Copy each line exactly. Drop every picture.

------------------------------------------------

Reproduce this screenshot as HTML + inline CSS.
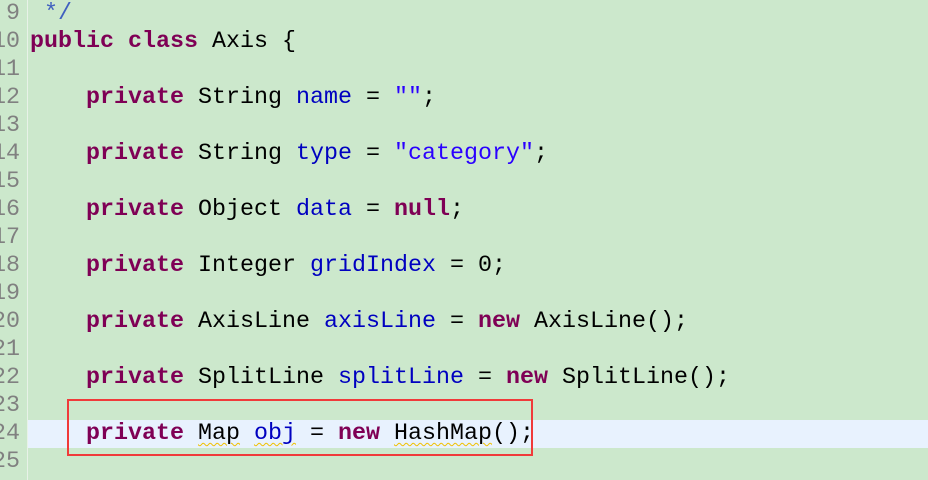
<!DOCTYPE html>
<html><head><meta charset="utf-8"><style>
body{margin:0;width:928px;height:480px;overflow:hidden;background:#cce8cc;font-family:"Liberation Mono",monospace;font-size:23.33px;}
.ln{position:absolute;left:0;width:928px;height:28px;line-height:28px;white-space:pre;}
.num{position:absolute;right:908px;color:#808080;}
.code{position:absolute;left:30px;color:#000;}
.k{color:#7f0055;font-weight:bold}
.f{color:#0000c0}
.s{color:#2a00ff}
.c{color:#3f5fbf}
.gut{position:absolute;left:27px;top:0;width:1px;height:480px;background:#e8f2e8}
.hl{position:absolute;left:28px;top:420px;width:900px;height:28px;background:#e8f2fe}
.box{position:absolute;left:67px;top:399px;width:462px;height:53px;border:2px solid #f03a3a}
.w{text-decoration:underline wavy #f0c000;text-decoration-thickness:1px;text-underline-offset:3px}
</style></head><body>
<div class="hl"></div>
<div class="gut"></div>
<div class="ln" style="top:0"><span class="num">9</span><span class="code"> <span class="c">*/</span></span></div>
<div class="ln" style="top:28px"><span class="num">10</span><span class="code"><span class="k">public class</span> Axis {</span></div>
<div class="ln" style="top:56px"><span class="num">11</span></div>
<div class="ln" style="top:84px"><span class="num">12</span><span class="code">    <span class="k">private</span> String <span class="f">name</span> = <span class="s">""</span>;</span></div>
<div class="ln" style="top:112px"><span class="num">13</span></div>
<div class="ln" style="top:140px"><span class="num">14</span><span class="code">    <span class="k">private</span> String <span class="f">type</span> = <span class="s">"category"</span>;</span></div>
<div class="ln" style="top:168px"><span class="num">15</span></div>
<div class="ln" style="top:196px"><span class="num">16</span><span class="code">    <span class="k">private</span> Object <span class="f">data</span> = <span class="k">null</span>;</span></div>
<div class="ln" style="top:224px"><span class="num">17</span></div>
<div class="ln" style="top:252px"><span class="num">18</span><span class="code">    <span class="k">private</span> Integer <span class="f">gridIndex</span> = 0;</span></div>
<div class="ln" style="top:280px"><span class="num">19</span></div>
<div class="ln" style="top:308px"><span class="num">20</span><span class="code">    <span class="k">private</span> AxisLine <span class="f">axisLine</span> = <span class="k">new</span> AxisLine();</span></div>
<div class="ln" style="top:336px"><span class="num">21</span></div>
<div class="ln" style="top:364px"><span class="num">22</span><span class="code">    <span class="k">private</span> SplitLine <span class="f">splitLine</span> = <span class="k">new</span> SplitLine();</span></div>
<div class="ln" style="top:392px"><span class="num">23</span></div>
<div class="ln" style="top:420px"><span class="num">24</span><span class="code">    <span class="k">private</span> <span class="w">Map</span> <span class="f w">obj</span> = <span class="k">new</span> <span class="w">HashMap</span>();</span></div>
<div class="ln" style="top:448px"><span class="num">25</span></div>
<div class="box"></div>
</body></html>
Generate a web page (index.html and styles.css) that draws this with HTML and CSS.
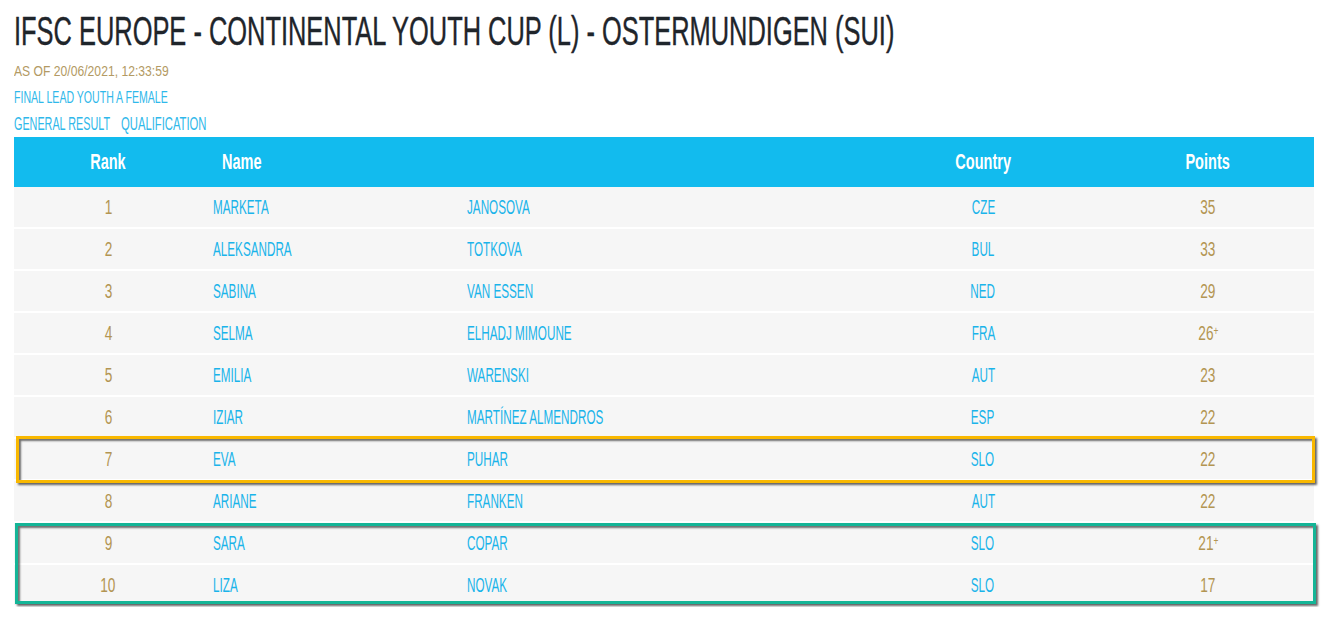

------------------------------------------------

**Task output:**
Reproduce this screenshot as HTML + inline CSS.
<!DOCTYPE html>
<html><head><meta charset="utf-8"><style>
body{margin:0;width:928px;height:480px;overflow:hidden;background:#cce8cc;font-family:"Liberation Mono",monospace;font-size:23.33px;}
.ln{position:absolute;left:0;width:928px;height:28px;line-height:28px;white-space:pre;}
.num{position:absolute;right:908px;color:#808080;}
.code{position:absolute;left:30px;color:#000;}
.k{color:#7f0055;font-weight:bold}
.f{color:#0000c0}
.s{color:#2a00ff}
.c{color:#3f5fbf}
.gut{position:absolute;left:27px;top:0;width:1px;height:480px;background:#e8f2e8}
.hl{position:absolute;left:28px;top:420px;width:900px;height:28px;background:#e8f2fe}
.box{position:absolute;left:67px;top:399px;width:462px;height:53px;border:2px solid #f03a3a}
.w{text-decoration:underline wavy #f0c000;text-decoration-thickness:1px;text-underline-offset:3px}
</style></head><body>
<div class="hl"></div>
<div class="gut"></div>
<div class="ln" style="top:0"><span class="num">9</span><span class="code"> <span class="c">*/</span></span></div>
<div class="ln" style="top:28px"><span class="num">10</span><span class="code"><span class="k">public class</span> Axis {</span></div>
<div class="ln" style="top:56px"><span class="num">11</span></div>
<div class="ln" style="top:84px"><span class="num">12</span><span class="code">    <span class="k">private</span> String <span class="f">name</span> = <span class="s">""</span>;</span></div>
<div class="ln" style="top:112px"><span class="num">13</span></div>
<div class="ln" style="top:140px"><span class="num">14</span><span class="code">    <span class="k">private</span> String <span class="f">type</span> = <span class="s">"category"</span>;</span></div>
<div class="ln" style="top:168px"><span class="num">15</span></div>
<div class="ln" style="top:196px"><span class="num">16</span><span class="code">    <span class="k">private</span> Object <span class="f">data</span> = <span class="k">null</span>;</span></div>
<div class="ln" style="top:224px"><span class="num">17</span></div>
<div class="ln" style="top:252px"><span class="num">18</span><span class="code">    <span class="k">private</span> Integer <span class="f">gridIndex</span> = 0;</span></div>
<div class="ln" style="top:280px"><span class="num">19</span></div>
<div class="ln" style="top:308px"><span class="num">20</span><span class="code">    <span class="k">private</span> AxisLine <span class="f">axisLine</span> = <span class="k">new</span> AxisLine();</span></div>
<div class="ln" style="top:336px"><span class="num">21</span></div>
<div class="ln" style="top:364px"><span class="num">22</span><span class="code">    <span class="k">private</span> SplitLine <span class="f">splitLine</span> = <span class="k">new</span> SplitLine();</span></div>
<div class="ln" style="top:392px"><span class="num">23</span></div>
<div class="ln" style="top:420px"><span class="num">24</span><span class="code">    <span class="k">private</span> <span class="w">Map</span> <span class="f w">obj</span> = <span class="k">new</span> <span class="w">HashMap</span>();</span></div>
<div class="ln" style="top:448px"><span class="num">25</span></div>
<div class="box"></div>
</body></html>
Generate a web page (index.html and styles.css) that draws this with HTML and CSS.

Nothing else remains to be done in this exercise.